Naturalization, [26 December] 1794
Naturalization
[26 December 1794]
On 15 December JM reported the bill to amend the Naturalization Act of 1790, which the Committee of the Whole took up on 22 December. Dexter objected to “the facility with which foreign agents may become citizens, and thereby save the tonnage on their vessels.” He moved to amend the bill “with a proviso that those who will renounce all foreign allegiance forever, and those who declare on oath their intentions of becoming citizens of the United States, shall pay no more tonnage for the time until they become citizens than persons naturalized.” JM, “instead of making exceptions in favour of the owners of ships, thought, that if any power at all was to be exerted by the Legislature of the Union, it ought rather to influence commerce, and prevent injury being done in that channel. The present clause did not belong, in his opinion, to the present subject, but to commercial regulations” (Philadelphia Gazette, 23 Dec. 1794). Dexter withdrew his motion. On 26 December Giles moved an amendment requiring that a prospective citizen’s character witnesses be “attached to a Republican form of government.” After debate Giles altered his amendment to read “attached to the principles of the government of the United States.”
Mr.

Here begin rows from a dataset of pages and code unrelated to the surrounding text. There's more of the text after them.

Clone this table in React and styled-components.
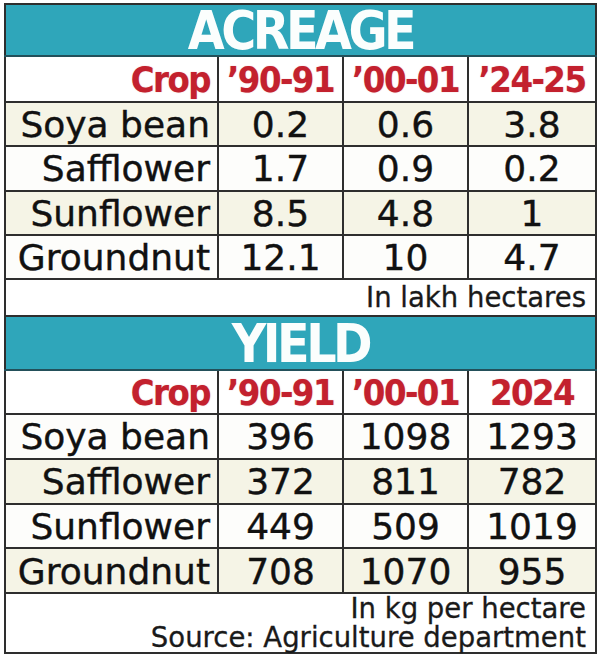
import React from 'react';
import styled, { createGlobalStyle } from 'styled-components';

const GlobalStyle = createGlobalStyle`
  html, body {
    margin: 0;
    padding: 0;
    background: #ffffff;
  }
  body {
    font-family: "DejaVu Sans", Verdana, sans-serif;
  }
`;

const Page = styled.div`
  width: 600px;
  height: 658px;
  padding: 3px 0 0 4px;
  box-sizing: border-box;
  background: #fff;
`;

const Table = styled.table`
  width: 591px;
  border-collapse: collapse;
  table-layout: fixed;
  border: 2px solid #2e2e2e;
`;

const Row = styled.tr`
  height: ${props => props.h}px;
  background: ${props => props.cream ? '#f5f4e6' : '#fdfdfb'};
`;

const BandCell = styled.td`
  background: #2fa6ba;
  border-bottom: 2px solid #23505a;
  padding: 2px 0 0 0;
  text-align: center;
  color: #fbfefd;
  font-family: "DejaVu Sans Condensed", "DejaVu Sans", sans-serif;
  font-weight: bold;
  font-size: 53px;
  letter-spacing: -3.5px;
  line-height: 44px;
  vertical-align: middle;
`;

const HeadCell = styled.td`
  border: 2px solid #2e2e2e;
  padding: ${props => props.right ? '2px 7px 0 0' : '2px 0 0 0'};
  text-align: ${props => props.right ? 'right' : 'center'};
  color: #c3212e;
  font-family: "DejaVu Sans Condensed", "DejaVu Sans", sans-serif;
  font-weight: bold;
  font-size: 36px;
  line-height: 38px;
  letter-spacing: -1.5px;
  text-shadow: 0 0 1px rgba(195, 33, 46, 0.5);
  vertical-align: middle;
  background: #fff;
`;

const CropCell = styled.td`
  border: 2px solid #2e2e2e;
  padding: 2px 7px 0 0;
  text-align: right;
  color: #111;
  font-size: 36px;
  line-height: 38px;
  -webkit-text-stroke: 0.4px #111;
  vertical-align: middle;
  white-space: nowrap;
`;

const ValueCell = styled.td`
  border: 2px solid #2e2e2e;
  padding: 2px 0 0 0;
  text-align: center;
  color: #111;
  font-size: 36px;
  line-height: 38px;
  -webkit-text-stroke: 0.4px #111;
  vertical-align: middle;
`;

const NoteCell = styled.td`
  border: 2px solid #2e2e2e;
  background: #fff;
  padding: ${props => props.pad || '0 9px 0 0'};
  text-align: right;
  color: #1a1a1a;
  font-size: 27.5px;
  line-height: 29px;
  -webkit-text-stroke: 0.3px #1a1a1a;
  vertical-align: ${props => props.bottom ? 'bottom' : 'middle'};
`;

const NoteLine = styled.div`
  white-space: nowrap;
`;

const acreage = [
    { crop: 'Soya bean', values: ['0.2', '0.6', '3.8'], cream: true },
    { crop: 'Safflower', values: ['1.7', '0.9', '0.2'] },
    { crop: 'Sunflower', values: ['8.5', '4.8', '1'], cream: true },
    { crop: 'Groundnut', values: ['12.1', '10', '4.7'] },
];

const yieldData = [
    { crop: 'Soya bean', values: ['396', '1098', '1293'] },
    { crop: 'Safflower', values: ['372', '811', '782'], cream: true },
    { crop: 'Sunflower', values: ['449', '509', '1019'] },
    { crop: 'Groundnut', values: ['708', '1070', '955'], cream: true },
];

function Section({ title, bandHeight, headHeight, years, rows, rowHeight }) {
    return (
        <>
            <Row h={bandHeight}>
                <BandCell colSpan={4}>{title}</BandCell>
            </Row>
            <Row h={headHeight}>
                <HeadCell right>Crop</HeadCell>
                {years.map(y => <HeadCell key={y}>{y}</HeadCell>)}
            </Row>
            {rows.map(r => (
                <Row key={r.crop} h={rowHeight} cream={r.cream}>
                    <CropCell>{r.crop}</CropCell>
                    {r.values.map((v, i) => <ValueCell key={i}>{v}</ValueCell>)}
                </Row>
            ))}
        </>
    );
}

export default function App() {
    return (
        <Page>
            <GlobalStyle />
            <Table>
                <colgroup>
                    <col style={{ width: '213px' }} />
                    <col style={{ width: '125px' }} />
                    <col style={{ width: '125px' }} />
                    <col style={{ width: '128px' }} />
                </colgroup>
                <tbody>
                    <Section
                        title="ACREAGE"
                        bandHeight={52}
                        headHeight={46}
                        years={['’90-91', '’00-01', '’24-25']}
                        rows={acreage}
                        rowHeight={44.25}
                    />
                    <Row h={37}>
                        <NoteCell colSpan={4}>In lakh hectares</NoteCell>
                    </Row>
                    <Section
                        title="YIELD"
                        bandHeight={54}
                        headHeight={44}
                        years={['’90-91', '’00-01', '2024']}
                        rows={yieldData}
                        rowHeight={44.75}
                    />
                    <Row h={59}>
                        <NoteCell colSpan={4} bottom pad="0 9px 0 0">
                            <NoteLine>In kg per hectare</NoteLine>
                            <NoteLine>Source: Agriculture department</NoteLine>
                        </NoteCell>
                    </Row>
                </tbody>
            </Table>
        </Page>
    );
}
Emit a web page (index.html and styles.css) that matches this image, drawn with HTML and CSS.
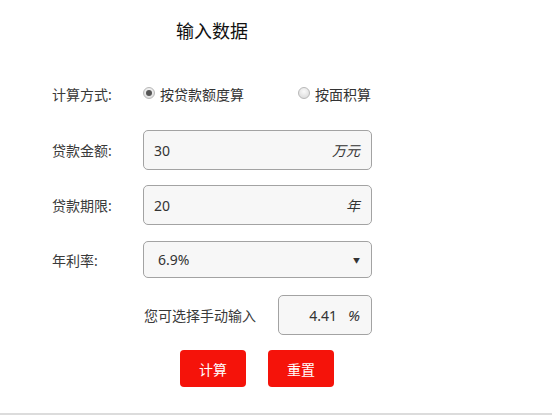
FILE: index.html
```html
<!DOCTYPE html>
<html lang="zh-CN">
<head>
<meta charset="utf-8">
<title>输入数据</title>
<link rel="stylesheet" href="styles.css">
</head>
<body>
<div class="page">
  <h1 class="title">输入数据</h1>
  <div class="row row-radio">
    <span class="label">计算方式:</span>
    <label class="opt opt-first"><span class="radio checked"></span>按贷款额度算</label>
    <label class="opt"><span class="radio"></span>按面积算</label>
  </div>
  <div class="row row-input">
    <span class="label">贷款金额:</span>
    <div class="field"><span class="val">30</span><span class="unit">万元</span></div>
  </div>
  <div class="row row-input row-gap15">
    <span class="label">贷款期限:</span>
    <div class="field"><span class="val">20</span><span class="unit">年</span></div>
  </div>
  <div class="row row-select">
    <span class="label">年利率:</span>
    <div class="field select"><span class="val">6.9%</span><span class="arrow">▼</span></div>
  </div>
  <div class="row row-manual">
    <span class="manual-text">您可选择手动输入</span>
    <div class="field small"><span class="val">4.41</span><span class="unit">%</span></div>
  </div>
  <div class="buttons">
    <button class="btn">计算</button>
    <button class="btn">重置</button>
  </div>
</div>
<div class="footer-line"></div>
</body>
</html>
```
FILE: styles.css
```css
* { box-sizing: border-box; }
html, body { margin: 0; padding: 0; background: #fff; }
body {
  font-family: "Noto Sans", "Noto Sans CJK SC", sans-serif;
  color: #333;
  font-size: 14px;
  width: 552px;
  height: 417px;
  overflow: hidden;
}
.page { height: 413px; }
.title {
  margin: 0;
  padding: 19px 0 0 176px;
  height: 44px;
  font-size: 18px;
  line-height: 24px;
  font-weight: normal;
  color: #111;
}
.row {
  display: flex;
  align-items: center;
  padding-left: 52px;
}
.label { width: 91px; flex: none; color: #3a3a3a; }
.row-radio { margin-top: 30px; height: 40px; }
.opt { display: flex; align-items: center; }
.opt-first { width: 155px; }
.radio {
  width: 12px; height: 12px;
  border-radius: 50%;
  border: 1px solid #b8b8b8;
  background: radial-gradient(circle at 50% 35%, #fafafa, #d6d6d6);
  margin-right: 5px;
  position: relative;
  top: -1px;
}
.radio.checked::after {
  content: "";
  position: absolute;
  left: 2px; top: 2px;
  width: 6px; height: 6px;
  border-radius: 50%;
  background: #555;
}
.row-input { margin-top: 16px; height: 40px; }
.row-gap15 { margin-top: 15px; }
.row-select { margin-top: 16px; height: 37px; }
.field {
  width: 229px;
  height: 100%;
  border: 1px solid #a3a3a3;
  border-radius: 5px;
  background: #f7f7f7;
  display: flex;
  align-items: center;
  justify-content: space-between;
  padding: 0 11px 0 10px;
  font-size: 14px;
  color: #333;
}
.unit { font-style: italic; font-size: 14px; }
.select { padding-left: 14px; padding-right: 11px; }
.arrow { font-size: 7px; color: #333; }
.row-manual { margin-top: 17px; height: 40px; padding-left: 144px; }
.manual-text { width: 134px; flex: none; color: #3a3a3a; }
.field.small { width: 94px; justify-content: flex-end; padding-right: 11px; }
.field.small .unit { margin-left: 11px; font-size: 15px; }
.buttons {
  display: flex;
  gap: 22px;
  padding-left: 180px;
  margin-top: 15px;
}
.btn {
  width: 66px;
  height: 37px;
  border: none;
  border-radius: 4px;
  background: #f5130a;
  color: #fff;
  font-family: "Noto Sans", "Noto Sans CJK SC", sans-serif;
  font-size: 14px;
  padding: 0;
}
.footer-line { height: 4px; border-top: 2px solid #dcdcdc; }
```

Madison was of opinion that the word was well enough understood to signify a free Representative Government, deriving its authority from the people, and calculated for their benefit; and thus far the amendment of his colleague was sufficiently proper. Mr. Madison doubted whether he himself should however vote for the clause thus amended. It would perhaps be very difficult for many citizens to find two reputable witnesses, who could swear to the purity of their principles for three years back. Many useful and virtuous members of the community may be thrown into the greatest difficulties by such a procedure. In three years time a person may have shifted his residence from one end of the continent to the other. How then was he to find evidence of his behaviour during such a length of time? But he objected to both amendments on a different ground. It was hard to make a man swear that he preferred the Constitution of the United States, or to give any general opinion, because he may, in his own private judgment think monarchy or aristocracy better, and yet be honestly determined to support this government as he finds it.
Philadelphia Gazette, 27 Dec. 1794 (reprinted in Dunlap and Claypoole’s Am. Daily Advertiser, 31 Dec. 1794). After further debate, the committee revised and approved Giles’s amendment.